Contact: John Caher, Press Office
(518) 457-8415
john.caher@dcjs.ny.gov
www.criminaljustice.ny.gov
For immediate release: Thursday, April 12, 2007

DCJS OFFICIAL WINS PRESTIGIOUS AWARD

ALBANY – Theresa E. Salo, director of the Office of Justice Statistics and Performance for the New York State Division of Criminal Justice Services, will receive the prestigious 2007 Alfred E. Smith Award from the Empire State Capital Area Chapter of the American Society for Public Administration at a luncheon April 23 in Albany.

Ms. Salo, a career public servant who has held positions in three agencies over the last 20 years, was cited for her significant efforts in developing New York State's Crimestat program.

Crimestat is a performance management system that measures criminal justice performance, the outcomes of crime reduction efforts and the effectiveness of services provided by criminal justice agencies. It is modeled after New York City's highly successful Compstat system.

DCJS Commissioner Denise E. O'Donnell said Crimestat is a "critical component of intelligence, data-driven policing – and Terry Salo is a critical component of Crimestat."

Commissioner O'Donnell stressed that measuring crime trends and the effectiveness of crime-fighting initiatives is key to ensuring accountability and transparency – two hallmarks of Governor Eliot Spitzer's administration.

Since Crimestat was initiated, the processing of Crime Victims Board claims has been reduced from an average of 492 days to 111 days and inmate preparation has been dramatically improved. Three years ago, less than half of the inmates released completed intensive pre-release programming. Today, 79 percent complete the program. 

Commissioner O'Donnell observed that 85 percent of crime reports statewide are now submitted within 30 days, which enables DCJS to provide New York police agencies with vital information on crime trends within their specific jurisdiction as well as their region. The reports are available here.

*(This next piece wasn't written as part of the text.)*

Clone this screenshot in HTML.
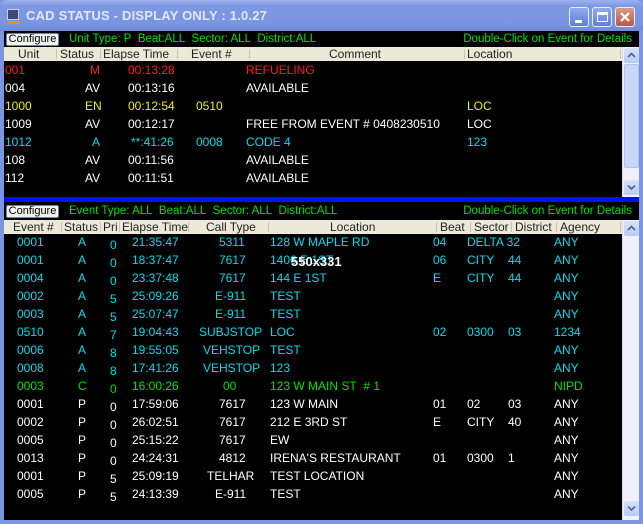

 "Terry Salo is the very model for public service," Commissioner O'Donnell said. "She is incredibly hard working, diligent, committed and tireless. She does everything she is asked to do, and much more, and manages to handle late-breaking, knuckle-biting projects efficiently and cheerfully. The citizens of New York State – and their new commissioner of DCJS – are very lucky to have her in Albany."

Ms. Salo was nominated for the award by Chauncey G. Parker, former Director of Criminal Justice.

The Alfred E. Smith Award is presented in recognition of outstanding individual service and initiative which has exemplified superior management and administration within New York State and which has contributed significantly to the resolution of a major government problem, to the development of a major governmental program, or which has effected major economies and/or efficiencies in the governmental process, according to Michael N. Christakis, Ph.D., president of the Empire State Capital Area Chapter of the American Society for Public Administration.

Dr. Christakis stressed the service rendered by a Smith Award nominee "should be far in excess of the normal expectation of the duties of the nominee's position and the level of the position within the organization."

Ms. Salo, who lives in Voorheesville, Albany County, holds a master's degree in public administration from the State University at Albany. She held executive positions at the Division of the Budget and Division of Parole before joining DCJS in 2003.

The award will be presented as part of the American Society for Public Administration's spring institute April 23 at the Crowne Plaza hotel in Albany. Prior recipients include former Department of Correctional Services Commissioner Glenn S. Goord, former Department of Transportation Commissioner Joseph H. Boardman and Robert J. Freeman of the New York State Committee on Open Government.